Make a scatter plot to illustrate the points in the data2 data set. Include the OLS regression line to contrast it against the data. It is clear that the data does not show a linear relationship

df = data2
fig = px.scatter(df, x='x', y ='y', 
                 trendline="ols", 
                 trendline_color_override="red",
                 height=600, width=800,
                 title='Scatter with OLS trend line')
fig.show()

Import the statsmodels.formula.api as smf. This will help us to set a non-linear model based on the data in data2

import statsmodels.formula.api as smf

Fit a OLS non-linear model to the data by using the smf.ols and passing

formula This is a sring which specifies the non-linear curve that we want to fit. In this case we are going to fit a cubic polynomial
data The DataFrame with the data set to be fitted

model = smf.ols(formula='y ~ I(x**3)', data = df).fit()
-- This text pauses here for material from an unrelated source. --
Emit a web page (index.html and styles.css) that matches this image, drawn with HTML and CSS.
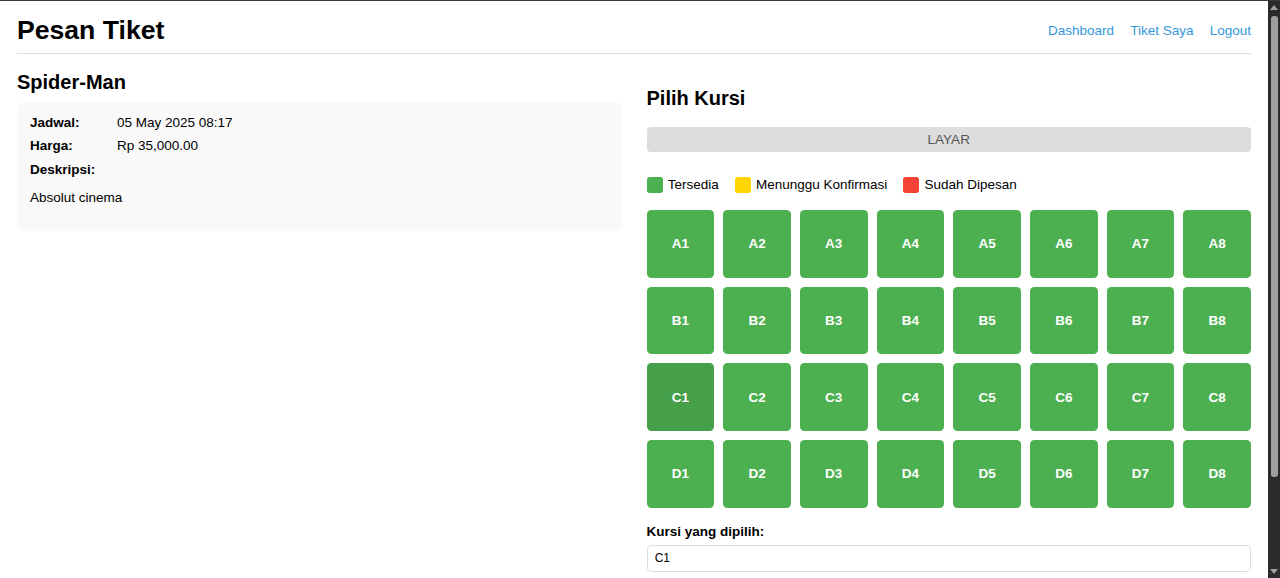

predicted = model.predict(df.x)

Plot the scatter together with the curve given by the fitted polynomial evaluated in the x variable

fig = px.scatter(df, x='x', y ='y',
                 height=600, width=800,
                 title='Scatter + Fitted Polynomial')
fig.add_scatter(x=df.x, y =predicted, name="Fitted Polynomial")
fig.show()

Get the full details of the model by using the method summary

model.summary()

OLS Regression Results
Dep. Variable:	y	R-squared:	0.961
Model:	OLS	Adj. R-squared:	0.961
Method:	Least Squares	F-statistic:	4893.
Date:	Fri, 21 Feb 2025	Prob (F-statistic):	1.44e-141
Time:	13:59:44	Log-Likelihood:	-1198.3
No. Observations:	200	AIC:	2401.
Df Residuals:	198	BIC:	2407.
Df Model:	1
Covariance Type:	nonrobust

	coef	std err	t	P>\|t\|	[0.025	0.975]
Intercept	2.9814	9.163	0.325	0.745	-15.089	21.052
I(x ** 3)	0.4993	0.007	69.949	0.000	0.485	0.513

Omnibus:	3.426	Durbin-Watson:	1.854
Prob(Omnibus):	0.180	Jarque-Bera (JB):	3.041
Skew:	0.239	Prob(JB):	0.219
Kurtosis:	3.370	Cond. No.	1.71e+03

Notes:
[1] Standard Errors assume that the covariance matrix of the errors is correctly specified.
[2] The condition number is large, 1.71e+03. This might indicate that there are
strong multicollinearity or other numerical problems.